Using a comparator I measured the “headspace”on the fired .223 case. Then I measured the “headspace” on a virgin case. I found that the two measurements were exactly the same, there did not appear to be any shoulder expansion. I did find a few thou of OD expansion on the fired case near its base.
My question is this, is it normal to get no shoulder expansion on a once fired piece of brass?
I did check a number of other fired cases and they were the same.
I did not load these rounds heavy, but they were not light either for a .223.
Just looking for some input before I start loading the rounds again.
Any thoughts folks?
 
First, it’s great to hear that you’re well enough to start shooting again :)! It may take several firings for all the case surfaces to expand to the extent they contact the chamber.
 
First, it’s great to hear that you’re well enough to start shooting again :)! It may take several firings for all the case surfaces to expand to the extent they contact the chamber.
Would you then full length size, but leave the shoulder as is?
 
You have a tight chamber, if the new Lapua brass chambered without issue you are just fine.
Your brass will last for a very long time.
I headspace reamage setups using new brass as the gauge and after firing I bump the shoulder back
by .002.
Would you bump it one or two thou still, or leave it as is?
 
You don't need gauges to determine how much to resize. Take the striker out of the bolt, back your sizing die out a bit, then size a brass, wipe it off and try it in your chamber by closing the bolt, with feel. Did the bolt drop, did it have resistance? Adjust your sizing die accordingly. When you feel a SLIGHT feel closing the bolt, you are where you want to be.
 
I did find a few thou of OD expansion on the fired case near its base.
The case may grow, shoulder expansion, as the case body is sized.
My question is this, is it normal to get no shoulder expansion on a once fired piece of brass?
Not common. Can happen with light to midrange loads. . As the case body expands on firing, the shoulder may pull back. The trim length will also become shorter.

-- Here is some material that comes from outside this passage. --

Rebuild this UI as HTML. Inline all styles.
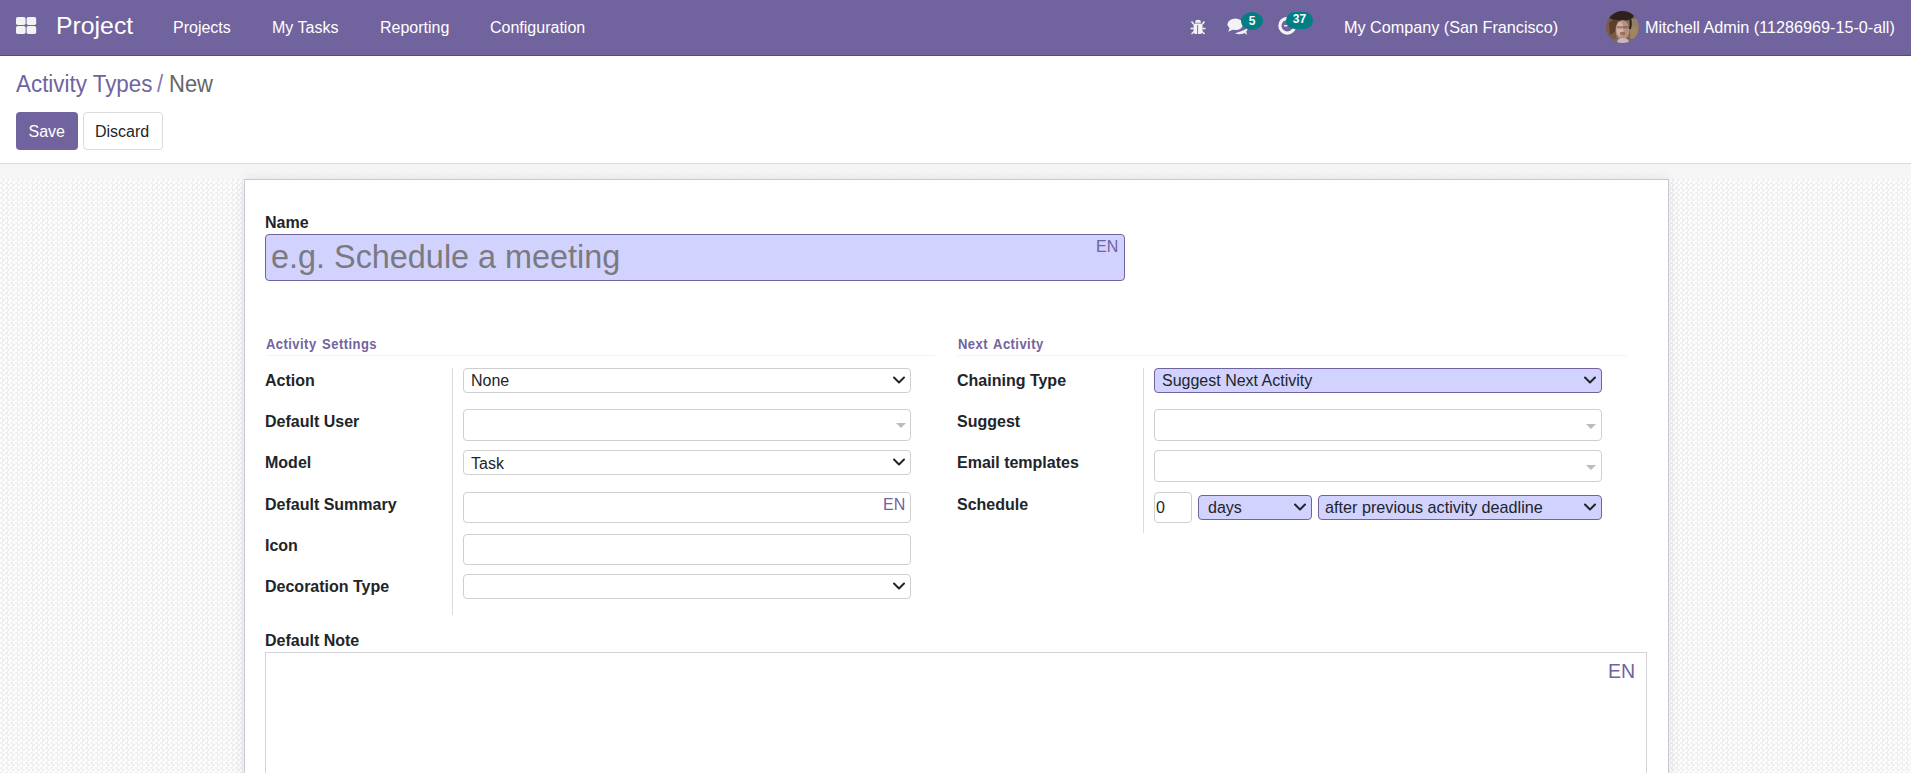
<!DOCTYPE html>
<html><head><meta charset="utf-8">
<style>
*{box-sizing:border-box;margin:0;padding:0}
html,body{width:1911px;height:773px;overflow:hidden;background:#fff;font-family:"Liberation Sans",sans-serif;color:#212529}
.a{position:absolute;white-space:nowrap}
#nav{position:absolute;left:0;top:0;width:1911px;height:56px;background:#71639e;border-bottom:1px solid #554a7e}
.nt{color:#fff;font-size:16px;line-height:20px;top:18px}
#cp{position:absolute;left:0;top:56px;width:1911px;height:108px;background:#fff;border-bottom:1px solid #dcdcdc}
#bg{position:absolute;left:0;top:164px;width:1911px;height:609px;background:repeating-conic-gradient(#f0f0f0 0 25%,#fdfdfd 0 50%) 0 0/5px 5px}
#bgtop{position:absolute;left:0;top:164px;width:1911px;height:15px;background:linear-gradient(rgba(244,245,245,.95),rgba(246,246,246,.7))}
#sheet{position:absolute;left:244px;top:179px;width:1425px;height:620px;background:#fff;border:1px solid #c9c6d9;box-shadow:0 0 12px rgba(0,0,0,.09)}
.t{position:absolute;white-space:nowrap;font-size:16px;line-height:20px;color:#212529}
.lbl{font-weight:bold}
.box{position:absolute;background:#fff;border:1px solid #cfcfcf;border-radius:4px}
.req{background:#d2d2ff;border-color:#71639e}
.en{position:absolute;font-size:16px;line-height:20px;color:#71639e}
.sep{position:absolute;width:1px;background:#dcdcdc}
.grp{position:absolute;white-space:nowrap;font-weight:bold;font-size:13px;letter-spacing:.45px;word-spacing:1.5px;color:#71639e;line-height:16px;transform:scaleY(1.06);transform-origin:0 12px}
.hr{position:absolute;height:1px;background:#f3f3f3}
.chev{position:absolute}
.tri{position:absolute;width:0;height:0;border-left:5px solid transparent;border-right:5px solid transparent;border-top:5px solid #bcbcbc}
.badge{position:absolute;background:#017e84;color:#fff;font-weight:bold;font-size:12px;line-height:18px;text-align:center;border-radius:9px;height:18px}
</style></head><body>
<div id="nav">
  <svg class="a" style="left:16px;top:17px" width="21" height="17" viewBox="0 0 21 17">
    <rect x="0" y="0" width="9.6" height="8" rx="1.8" fill="#f3f3f3"/>
    <rect x="10.6" y="0" width="9.6" height="8" rx="1.8" fill="#f3f3f3"/>
    <rect x="0" y="9" width="9.6" height="8" rx="1.8" fill="#f3f3f3"/>
    <rect x="10.6" y="9" width="9.6" height="8" rx="1.8" fill="#f3f3f3"/>
  </svg>
  <div class="a" style="left:56px;top:11px;font-size:24.8px;line-height:30px;color:#fff">Project</div>
  <div class="a nt" style="left:173px">Projects</div>
  <div class="a nt" style="left:272px">My Tasks</div>
  <div class="a nt" style="left:380px">Reporting</div>
  <div class="a nt" style="left:490px">Configuration</div>
  <!-- bug -->
  <svg class="a" style="left:1190px;top:19px" width="16" height="16" viewBox="0 0 16 16">
    <path d="M5 3.8 A3 3 0 0 1 11 3.8 Z" fill="#f3f3f3"/>
    <rect x="3.5" y="4.6" width="9" height="10.4" rx="2.5" fill="#f3f3f3"/>
    <path d="M7.6 6v9" stroke="#71639e" stroke-width="0.9"/>
    <path d="M1.5 2.5L4 5.5M14.5 2.5L12 5.5M0.5 9.5H3.5M15.5 9.5H12.5M1.5 15L4 12.5M14.5 15L12 12.5" stroke="#f3f3f3" stroke-width="1.5"/>
  </svg>
  <!-- chat -->
  <svg class="a" style="left:1227px;top:18px" width="21" height="18" viewBox="0 0 21 18">
    <path d="M8 15.5 C11 16.5 15 16.5 17.5 15 L20 17 L19.2 13.6 C20.5 12.5 20.8 11 20.3 9.8 C18 12.5 13 13.5 8 15.5Z" fill="#f3f3f3"/>
    <ellipse cx="8.3" cy="6.3" rx="7.8" ry="5.8" fill="#f3f3f3"/>
    <path d="M2.6 10 L1.2 13.8 L6 11.5 Z" fill="#f3f3f3"/>
  </svg>
  <div class="badge" style="left:1241px;top:12px;width:22px;border-radius:11px/9px">5</div>
  <!-- clock -->
  <svg class="a" style="left:1278px;top:16px" width="19" height="19" viewBox="0 0 19 19">
    <circle cx="9.3" cy="9.7" r="7.4" fill="none" stroke="#f3f3f3" stroke-width="3.2"/>
    <path d="M6 9.7H9.5" stroke="#f3f3f3" stroke-width="1.4"/>
  </svg>
  <div class="badge" style="left:1286px;top:12px;width:27px;height:17px;line-height:15px">37</div>
  <div class="a nt" style="left:1344px;font-size:16.2px;top:17px">My Company (San Francisco)</div>
  <svg class="a" style="left:1606px;top:11px" width="33" height="32" viewBox="0 0 33 32">
    <defs><clipPath id="av"><ellipse cx="16.5" cy="16" rx="16.3" ry="16"/></clipPath></defs>
    <g clip-path="url(#av)">
      <rect x="0" y="0" width="33" height="32" fill="#7d6655"/>
      <rect x="0" y="6" width="10" height="22" fill="#7a5a45"/>
      <rect x="24" y="8" width="9" height="20" fill="#93806a"/>
      <ellipse cx="15" cy="4" rx="13" ry="6" fill="#2e211d"/>
      <path d="M3 12 Q8 7 12 9 L10 20 L4 24Z" fill="#5c3e2e"/>
      <ellipse cx="16.5" cy="19" rx="7" ry="10" fill="#b8907f"/>
      <ellipse cx="14" cy="18" rx="3.5" ry="7" fill="#d8bcb6" opacity=".8"/>
      <rect x="11" y="15" width="12" height="2.5" fill="#5d4538" opacity=".45"/>
      <rect x="14" y="21" width="5" height="3" fill="#8a5a40" opacity=".7"/>
      <path d="M23 5 Q26 10 24 18" stroke="#2e211d" stroke-width="2" fill="none"/>
      <ellipse cx="17" cy="31" rx="6" ry="4" fill="#c9b5c8"/>
      <ellipse cx="28" cy="22" rx="4" ry="6" fill="#a8865a" opacity=".7"/>
    </g>
  </svg>
  <div class="a nt" style="left:1645px;font-size:16.2px;top:17px">Mitchell Admin (11286969-15-0-all)</div>
</div>
<div id="cp">
  <div class="a" style="left:16px;top:15px;font-size:22.4px;line-height:28px;color:#71639e;transform:scaleY(1.1);transform-origin:0 21px">Activity Types</div>
  <div class="a" style="left:157px;top:15px;font-size:22px;line-height:28px;color:#8178a8;transform:scaleY(1.1);transform-origin:0 21px">/</div>
  <div class="a" style="left:169px;top:15px;font-size:22px;line-height:28px;color:#666;transform:scaleY(1.1);transform-origin:0 21px">New</div>
  <div class="a" style="left:16px;top:56px;width:62px;height:38px;background:#71639e;border-radius:4px"></div>
  <div class="t" style="left:28.5px;top:66px;color:#fff">Save</div>
  <div class="a" style="left:83px;top:56px;width:80px;height:38px;background:#fff;border:1px solid #dcdcdc;border-radius:4px"></div>
  <div class="t" style="left:95px;top:66px">Discard</div>
</div>
<div id="bg"></div><div id="bgtop"></div>
<div id="sheet"></div>

<div class="t lbl" style="left:265px;top:213px">Name</div>
<div class="box req" style="left:265px;top:234px;width:860px;height:47px"></div>
<div class="a" style="left:271px;top:237px;font-size:32.4px;line-height:40px;color:#7a7a80">e.g. Schedule a meeting</div>
<div class="en" style="left:1096px;top:237px">EN</div>

<div class="grp" style="left:266px;top:337px">Activity Settings</div>
<div class="hr" style="left:266px;top:355px;width:669px"></div>
<div class="grp" style="left:958px;top:337px">Next Activity</div>
<div class="hr" style="left:957px;top:355px;width:670px"></div>

<!-- left column -->
<div class="sep" style="left:452px;top:368px;height:247px"></div>
<div class="t lbl" style="left:265px;top:371px">Action</div>
<div class="t lbl" style="left:265px;top:412px">Default User</div>
<div class="t lbl" style="left:265px;top:453px">Model</div>
<div class="t lbl" style="left:265px;top:495px">Default Summary</div>
<div class="t lbl" style="left:265px;top:536px">Icon</div>
<div class="t lbl" style="left:265px;top:577px">Decoration Type</div>

<div class="box" style="left:463px;top:368px;width:448px;height:25px"></div>
<div class="t" style="left:471px;top:371px">None</div>
<svg class="chev" style="left:893px;top:376px" width="12" height="9" viewBox="0 0 12 9"><path d="M1 1.5L6 6.5L11 1.5" fill="none" stroke="#212529" stroke-width="2" stroke-linecap="round" stroke-linejoin="round"/></svg>

<div class="box" style="left:463px;top:409px;width:448px;height:32px"></div>
<div class="tri" style="left:896px;top:423px"></div>

<div class="box" style="left:463px;top:450px;width:448px;height:25px"></div>
<div class="t" style="left:471px;top:454px">Task</div>
<svg class="chev" style="left:893px;top:458px" width="12" height="9" viewBox="0 0 12 9"><path d="M1 1.5L6 6.5L11 1.5" fill="none" stroke="#212529" stroke-width="2" stroke-linecap="round" stroke-linejoin="round"/></svg>

<div class="box" style="left:463px;top:492px;width:448px;height:31px"></div>
<div class="en" style="left:883px;top:495px">EN</div>

<div class="box" style="left:463px;top:534px;width:448px;height:31px"></div>

<div class="box" style="left:463px;top:574px;width:448px;height:25px"></div>
<svg class="chev" style="left:893px;top:582px" width="12" height="9" viewBox="0 0 12 9"><path d="M1 1.5L6 6.5L11 1.5" fill="none" stroke="#212529" stroke-width="2" stroke-linecap="round" stroke-linejoin="round"/></svg>

<!-- right column -->
<div class="sep" style="left:1143px;top:368px;height:165px"></div>
<div class="t lbl" style="left:957px;top:371px">Chaining Type</div>
<div class="t lbl" style="left:957px;top:412px">Suggest</div>
<div class="t lbl" style="left:957px;top:453px">Email templates</div>
<div class="t lbl" style="left:957px;top:495px">Schedule</div>

<div class="box req" style="left:1154px;top:368px;width:448px;height:25px"></div>
<div class="t" style="left:1162px;top:371px">Suggest Next Activity</div>
<svg class="chev" style="left:1584px;top:376px" width="12" height="9" viewBox="0 0 12 9"><path d="M1 1.5L6 6.5L11 1.5" fill="none" stroke="#212529" stroke-width="2" stroke-linecap="round" stroke-linejoin="round"/></svg>

<div class="box" style="left:1154px;top:409px;width:448px;height:32px"></div>
<div class="tri" style="left:1586px;top:424px"></div>

<div class="box" style="left:1154px;top:450px;width:448px;height:32px"></div>
<div class="tri" style="left:1586px;top:465px"></div>

<div class="box" style="left:1154px;top:492px;width:38px;height:31px"></div>
<div class="t" style="left:1156px;top:498px">0</div>
<div class="box req" style="left:1198px;top:495px;width:114px;height:25px"></div>
<div class="t" style="left:1208px;top:498px">days</div>
<svg class="chev" style="left:1294px;top:503px" width="12" height="9" viewBox="0 0 12 9"><path d="M1 1.5L6 6.5L11 1.5" fill="none" stroke="#212529" stroke-width="2" stroke-linecap="round" stroke-linejoin="round"/></svg>
<div class="box req" style="left:1318px;top:495px;width:284px;height:25px"></div>
<div class="t" style="left:1325px;top:497px;font-size:16.2px">after previous activity deadline</div>
<svg class="chev" style="left:1584px;top:503px" width="12" height="9" viewBox="0 0 12 9"><path d="M1 1.5L6 6.5L11 1.5" fill="none" stroke="#212529" stroke-width="2" stroke-linecap="round" stroke-linejoin="round"/></svg>

<!-- note -->
<div class="t lbl" style="left:265px;top:631px">Default Note</div>
<div class="a" style="left:265px;top:652px;width:1382px;height:200px;border:1px solid #d4d4d8;background:#fff"></div>
<div class="a" style="left:1608px;top:660px;font-size:19.5px;line-height:22px;color:#71639e">EN</div>
</body></html>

FL sizing moves them forward again.
 
The case may grow, shoulder expansion, as the case body is sized.

Not common. Can happen with light to midrange loads. . As the case body expands on firing, the shoulder may pull back. The trim length will also become shorter.

FL sizing moves them forward again.
Let me ask this though. If, in this case, the shoulder pulls back when fired, why is it the exact same length as the unfired brass?
 
Brass under pressure becomes somewhat fluid.

In general, the cases will expand to fill the chamber (except where brass thickness deters that - at the base); and the case will get marginally shorter. Resizing will squeeze the diameter at any point down, and lengthen the case. Pushing the shoulder back causes the neck to grow longer (as the brass has to go somewhere.)

Those are generalizations, as stated, though, and can change for specific circumstances. If, say, the case expands to the chamber walls (radial expansion), but does not get driven back against the breech face, you could expect that the length would not change, or it would shrink. Conversely, if it does get driven back, the base to shoulder length will grow, and the overall case length may or may not change depending on how the brass flows. Easier, IMO, to measure and see what's happening and deal with that, rather than spend a lot of time trying to predict what'll happen and figure out why it didn't.
 
Several brands of .223 brass and most .556 brass will not expand to fit the chamber without near maximum loads. I set a FL die to not bump the shoulder and check them after firing. I seldom have to bump them.